1California Institute of Technology, Pasadena, CA, USA
2University of California, Berkeley, CA, USA
3Texas A&M University, College Station, TX, USA
*now at: National Exposure Research Laboratory, Environmental Protection Agency, Research Triangle Park, NC, USA
**now at: Center for Accelerator Mass Spectrometry, Lawrence Livermore National Laboratory, Livermore, CA, USA
***now at: University of California, Los Angeles, CA, USA
Abstract. Alkyl and multifunctional organic nitrates, molecules of the chemical form RONO2, are products of chain terminating reactions in the tropospheric HOx and NOx catalytic cycles and thereby impact ozone formation locally. Many of the molecules in the class have lifetimes that are long enough that they serve as reservoir species that can be transported over large distances. If the RONO2 then react to deliver NOx to remote regions they affect ozone production rates in locations distant from the original NOx source.
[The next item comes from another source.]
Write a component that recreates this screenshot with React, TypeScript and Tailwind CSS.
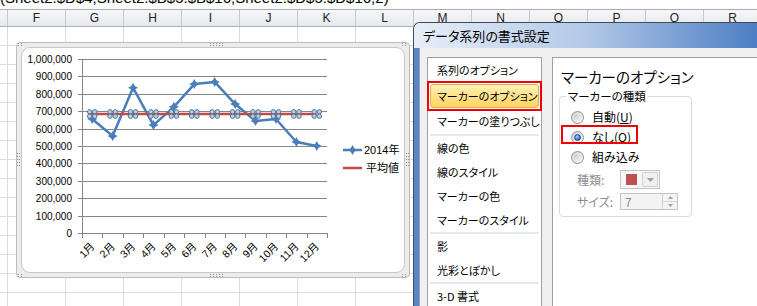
import React from "react";

const COLS = ["", "F", "G", "H", "I", "J", "K", "L", "M", "N", "O", "P", "Q", "R"];
const VALUES = [655000, 557000, 835000, 620000, 725000, 856000, 868000, 741000, 644000, 655000, 523000, 500000];
const AVG = 684000;

// chart coords, origin at the chart frame's padding box (page 17,43)
const AX = 65;
const AR = 310;
const Y0 = 190;
const H = 174;
const CW = (AR - AX) / 12;
const cx = (i: number) => AX + CW * (i + 0.5);
const cy = (v: number) => Y0 - (v / 1000000) * H;

function star(x: number, y: number, r = 5, k = 1.8) {
  return `M${x} ${y - r}L${x + k} ${y - k}L${x + r} ${y}L${x + k} ${y + k}L${x} ${y + r}L${x - k} ${y + k}L${x - r} ${y}L${x - k} ${y - k}Z`;
}

function Dots({ x, y, n, vertical }: { x: number; y: number; n: number; vertical?: boolean }) {
  const out = [];
  for (let i = 0; i < n; i++) {
    for (let j = 0; j < 2; j++) {
      out.push(
        <rect
          key={`${i}-${j}`}
          x={vertical ? x + j * 2 : x + i * 3}
          y={vertical ? y + i * 3 : y + j * 2}
          width={1}
          height={1}
          fill="#8f8f8f"
        />
      );
    }
  }
  return <g>{out}</g>;
}

function SelMark({ x, y }: { x: number; y: number }) {
  return (
    <g fill="#b7cfe2" stroke="#4b6b8c" strokeWidth={0.9}>
      <circle cx={x - 2.6} cy={y - 2.2} r={2.2} />
      <circle cx={x + 2.6} cy={y - 2.2} r={2.2} />
      <circle cx={x - 2.6} cy={y + 2.2} r={2.2} />
      <circle cx={x + 2.6} cy={y + 2.2} r={2.2} />
    </g>
  );
}

function ChartObject() {
  const grid = [1, 2, 3, 4, 5, 6, 7, 8, 9, 10];
  const pts = VALUES.map((v, i) => `${cx(i)},${cy(v)}`).join(" ");
  const avgY = cy(AVG);

  return (
    <div className="absolute left-[16px] top-[42px] h-[236px] w-[394px] rounded-[4px] border border-[#bcbcbc] bg-[#ececec] p-[4px]">
      <div className="h-full w-full rounded-[9px] border border-[#c6c6c6] bg-white" />
      <svg width={392} height={234} className="absolute left-0 top-0" fontFamily="'Liberation Sans','Noto Sans CJK JP',sans-serif">
        <Dots x={1} y={0} n={2} />
        <Dots x={385} y={0} n={2} />
        <Dots x={1} y={231} n={2} />
        <Dots x={385} y={231} n={2} />
        <Dots x={193} y={0} n={5} />
        <Dots x={193} y={231} n={5} />
        <Dots x={0} y={110} n={5} vertical />
        <Dots x={389} y={110} n={5} vertical />

        {grid.map((k) => {
          const y = Math.round(cy(k * 100000)) + 0.5;
          return <line key={k} x1={AX - 4} x2={AR} y1={y} y2={y} stroke="#868686" />;
        })}
        {[0, ...grid].map((k) => {
          const y = Math.round(cy(k * 100000)) + 0.5;
          return (
            <text key={k} x={55} y={y + 3.5} fontSize={10} textAnchor="end" fill="#000">
              {(k * 100000).toLocaleString("en-US")}
            </text>
          );
        })}
        <line x1={AX + 0.5} x2={AX + 0.5} y1={Math.round(cy(1000000))} y2={Y0 + 0.5} stroke="#868686" />
        <line x1={AX - 4} x2={AR} y1={Y0 + 0.5} y2={Y0 + 0.5} stroke="#868686" />
        {Array.from({ length: 13 }, (_, k) => {
          const x = Math.round(AX + CW * k) + 0.5;
          return <line key={k} x1={x} x2={x} y1={Y0} y2={Y0 + 5} stroke="#868686" />;
        })}
        {VALUES.map((_, i) => (
          <text
            key={i}
            x={cx(i) + 3}
            y={204}
            fontSize={10.5}
            textAnchor="end"
            transform={`rotate(-45 ${cx(i) + 3} 204)`}
          >
            {i + 1}月
          </text>
        ))}

        <polyline points={pts} fill="none" stroke="#4a7ebb" strokeWidth={2.5} strokeLinejoin="round" />
        {VALUES.map((v, i) => (
          <path key={i} d={star(cx(i), cy(v))} fill="#4a7ebb" />
        ))}
        <line x1={cx(0) - 4} x2={cx(11)} y1={avgY} y2={avgY} stroke="#be4b48" strokeWidth={2.5} />
        {VALUES.map((_, i) => (
          <SelMark key={i} x={cx(i)} y={avgY} />
        ))}

        <line x1={326} x2={345} y1={107} y2={107} stroke="#4a7ebb" strokeWidth={2.5} />
        <path d={star(335.5, 107)} fill="#4a7ebb" />
        <text x={347} y={111} fontSize={11}>2014年</text>
        <line x1={326} x2={345} y1={125} y2={125} stroke="#be4b48" strokeWidth={2.5} />
        <text x={349} y={129} fontSize={11}>平均値</text>
      </svg>
    </div>
  );
}

function Radio({ checked }: { checked?: boolean }) {
  return (
    <span className="flex h-[13px] w-[13px] shrink-0 items-center justify-center rounded-full border border-[#8e8f8f] bg-linear-to-br from-[#d4d4d4] to-[#fbfbfb]">
      {checked ? (
        <span className="h-[7px] w-[7px] rounded-full border border-[#1d4f93] bg-[radial-gradient(circle_at_40%_35%,#a9d6ff,#1c62c0_75%)]" />
      ) : (
        <span className="h-[7px] w-[7px] rounded-full bg-linear-to-br from-[#c9c9c9] to-[#f4f4f4]" />
      )}
    </span>
  );
}

function Item({ children, h = "h-[24px]" }: { children: React.ReactNode; h?: string }) {
  return <div className={`${h} flex items-center whitespace-nowrap pl-[9px]`}>{children}</div>;
}

function Sep() {
  return <div className="mx-[2px] h-[2px] bg-[#e4e9ef]" />;
}

function ListBox() {
  return (
    <div className="w-[115px] shrink-0 border border-b-0 border-[#a0a0a0] bg-white text-[11px]">
      <Item h="h-[25px]">系列のオプション</Item>
      <div className="h-[26px] px-[2px] py-[1px]">
        <div className="relative flex h-full items-center whitespace-nowrap rounded-[3px] border border-[#d4b25c] bg-linear-to-b from-[#fff0b3] to-[#ffd35e] pl-[6px]">
          マーカーのオプション
          <div className="absolute -bottom-[4px] -left-[4px] -right-[4px] -top-[4px] border-2 border-[#f20000]" />
        </div>
      </div>
      <Item h="h-[25px]">マーカーの塗りつぶし</Item>
      <Sep />
      <Item>線の色</Item>
      <Item>線のスタイル</Item>
      <Item>マーカーの色</Item>
      <Item>マーカーのスタイル</Item>
      <Sep />
      <Item>影</Item>
      <Item>光彩とぼかし</Item>
      <Sep />
      <Item>3-D 書式</Item>
    </div>
  );
}

function RightPanel() {
  return (
    <div className="flex-1 whitespace-nowrap border-l border-t border-[#a0a0a0] bg-white pl-[6px]">
      <div className="mt-[9px] h-[20px] pl-[2px] text-[14.5px] leading-[20px]">マーカーのオプション</div>
      <div className="relative mt-[9px] w-[133px] rounded-[4px] border border-[#d3dde5] pb-[6px] pt-[10px] text-[12px]">
        <div className="absolute -top-[9px] left-[6px] bg-white px-[2px] text-[11.5px] leading-[16px]">マーカーの種類</div>
        <div className="flex h-[20px] items-center gap-[8px] pl-[11px]">
          <Radio />
          <span>
            自動(<span className="underline">U</span>)
          </span>
        </div>
        <div className="relative flex h-[20px] items-center gap-[8px] pl-[11px]">
          <Radio checked />
          <span>
            なし(<span className="underline">O</span>)
          </span>
          <div className="absolute left-[1px] top-[-2px] h-[19px] w-[77px] border-2 border-[#f20000]" />
        </div>
        <div className="flex h-[20px] items-center gap-[8px] pl-[11px]">
          <Radio />
          <span>組み込み</span>
        </div>
        <div className="mt-[3px] flex h-[19px] items-center pl-[17px] text-[#8c8c8c]">
          <span className="w-[43px]">種類:</span>
          <div className="flex h-[19px] w-[40px] border border-[#c4c4c4] bg-[#f7f7f7]">
            <div className="flex w-[20px] items-center justify-center">
              <div className="h-[11px] w-[11px] bg-[#c0504d]" />
            </div>
            <div className="m-[1px] flex flex-1 items-center justify-center rounded-[2px] border border-[#d0d0d0] bg-[#f0f0f0]">
              <svg width="7" height="4" viewBox="0 0 7 4">
                <path d="M0 0H7L3.5 4Z" fill="#a0a0a0" />
              </svg>
            </div>
          </div>
        </div>
        <div className="mt-[4px] flex h-[17px] items-center pl-[17px] text-[#8c8c8c]">
          <span className="w-[43px]">サイズ:</span>
          <div className="flex h-[17px] w-[58px] border border-[#c4c4c4] bg-[#f4f4f4]">
            <div className="flex-1 pl-[4px] leading-[15px]">7</div>
            <div className="flex w-[15px] flex-col border-l border-[#d0d0d0]">
              <div className="flex flex-1 items-center justify-center border-b border-[#d8d8d8]">
                <svg width="5" height="3" viewBox="0 0 5 3">
                  <path d="M0 3H5L2.5 0Z" fill="#a0a0a0" />
                </svg>
              </div>
              <div className="flex flex-1 items-center justify-center">
                <svg width="5" height="3" viewBox="0 0 5 3">
                  <path d="M0 0H5L2.5 3Z" fill="#a0a0a0" />
                </svg>
              </div>
            </div>
          </div>
        </div>
      </div>
    </div>
  );
}

function FormatDialog() {
  return (
    <div className="absolute bottom-0 left-[413px] right-0 top-[22px] flex flex-col overflow-hidden rounded-tl-[7px] border-l border-t border-[#404b5a] font-['Noto_Sans_CJK_JP',sans-serif] [font-feature-settings:'palt']">
      <div className="flex h-[25px] shrink-0 items-center whitespace-nowrap bg-linear-to-r from-[#e7eef8] via-[#b3c9e7] to-[#4c7ec3] pl-[9px] text-[13px]">
        データ系列の書式設定
      </div>
      <div className="flex min-h-0 flex-1">
        <div className="w-[6px] shrink-0 border-r border-[#8ea2bd] bg-[#5a86c4]" />
        <div className="flex flex-1 gap-[10px] bg-[#f0f0f0] pl-[7px] pt-[9px]">
          <ListBox />
          <RightPanel />
        </div>
      </div>
    </div>
  );
}

export default function App() {
  return (
    <div className="relative h-[306px] w-[757px] overflow-hidden bg-white font-['Liberation_Sans','Noto_Sans_CJK_JP',sans-serif] text-black">
      <div className="h-[10px] overflow-hidden whitespace-nowrap border-b border-[#a7adb5]">
        <div className="-mt-[11px] text-[15px] leading-[17px]">(Sheet2!$D$4,Sheet2!$B$5:$B$16,Sheet2!$D$5:$D$16,2)</div>
      </div>
      <div className="flex h-[17px] border-b border-[#aab0b8] bg-linear-to-b from-[#f6f7f9] to-[#e6e9ed] text-[12px] text-[#222]">
        {COLS.map((c, i) => (
          <div
            key={i}
            className={`${i === 0 ? "w-[8px]" : "w-[58px]"} flex shrink-0 items-center justify-center border-r border-[#c5cad1]`}
          >
            {c}
          </div>
        ))}
      </div>
      {Array.from({ length: 15 }, (_, r) => (
        <div key={r} className="flex h-[19px] border-b border-[#dadcdd]">
          {COLS.map((_, i) => (
            <div key={i} className={`${i === 0 ? "w-[8px]" : "w-[58px]"} shrink-0 border-r border-[#dadcdd]`} />
          ))}
        </div>
      ))}
      <ChartObject />
      <FormatDialog />
    </div>
  );
}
While measurements of total RONO2 (ΣANs) and small straight chain alkyl nitrates are routine, measurements of the specific multifunctional RONO2 molecules that are believed to dominate the total have rarely been reported and never reported in coincidence with ambient ΣANs measurements. Here we describe observations obtained during the BEARPEX 2009 experiment including ΣANs and a suite of multifunctional nitrates including isoprene derived hydroxynitrates, oxidation products of those nitrates, 2-methyl-3-buten-2-ol (MBO) derived hydroxynitrates, and monoterpene nitrates. At the BEARPEX field site, the sum of the individual biogenically derived nitrates account for two-thirds of the ΣANs, confirming predictions of the importance of biogenic nitrates to the NOy budget. Isoprene derived nitrates, transported to the site, are a much larger fraction of the ΣANs at the site than the nitrates derived from the locally emitted MBO. Evidence for additional nitrates from nocturnal chemistry of isoprene and α-pinene is presented.